Why 1/2 in the energy functional formula for weak solution

Question

I hope the following would be clear: I'm retaking a look at the weak solution of PDEs, and now i'm at the existence and uniqueness part.So we have:

find $u : a(u,v) = f(v) ~\forall v \in V $

Now, for the existence it says that we find a solution $u$ considering the minimization problem $J (u) = \inf J(v) $, where the functional $J(v)$ is defined by:

$ J(v) = \frac{1}{2}a(v,v)-f(v) $

So my main question is, from where this functional (found in literature as energy functional, why is that name?) take the $\frac{1}{2}$ ?

Probably I'm missing something, maybe knowing the use of this energy functional more in general could be useful.

Thank you in advance

Answer 1

The $\frac12$ is there because of derivatives (just like the derivative of $\tfrac12 x^2$ is $x$ in real analysis)

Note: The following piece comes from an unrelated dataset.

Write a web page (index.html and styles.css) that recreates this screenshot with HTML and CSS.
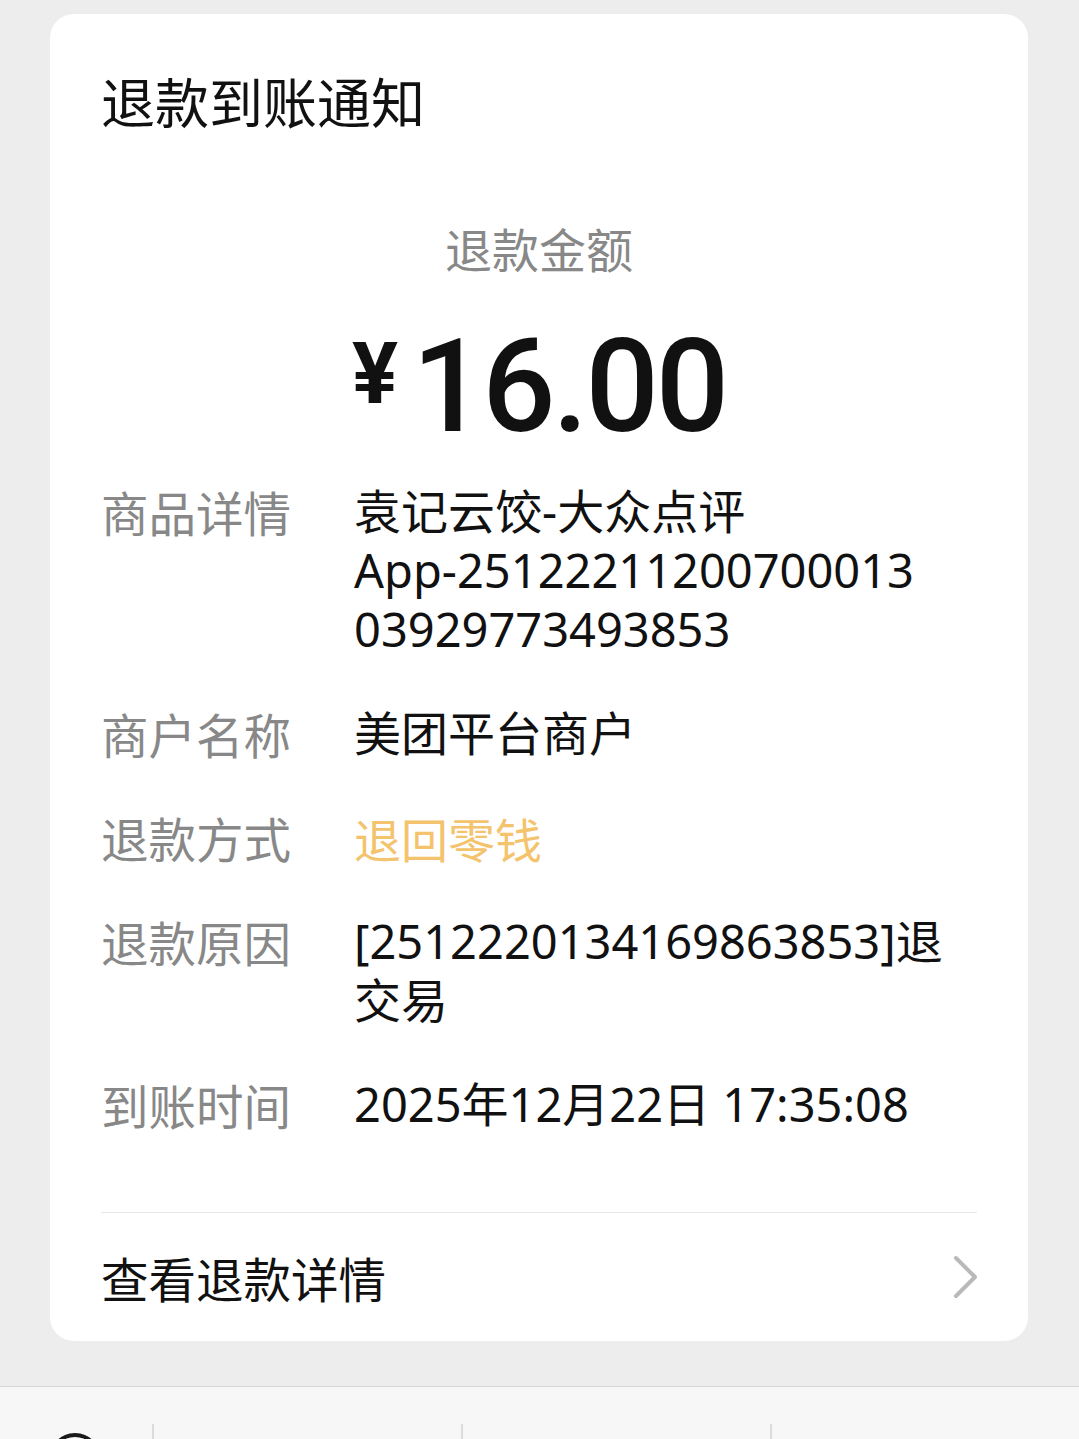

If we want to find the minimizer of $J$, one way is to take the derivative and set it to zero. $$ J'(u)=0 $$

This means that $J'(u)v$ is the directional derivative in direction $v$, and therefore $$ J'(u)v = 0 \;\forall v\in V $$ It can be calculated, that $$J'(u)v= \frac12 a(u,v) +\frac12 a(v,u)- f(v)$$ Because $a$ is symmetric, this yields $$ J'(u)v= a(u,v)-f(v) = 0 \forall v \in V. $$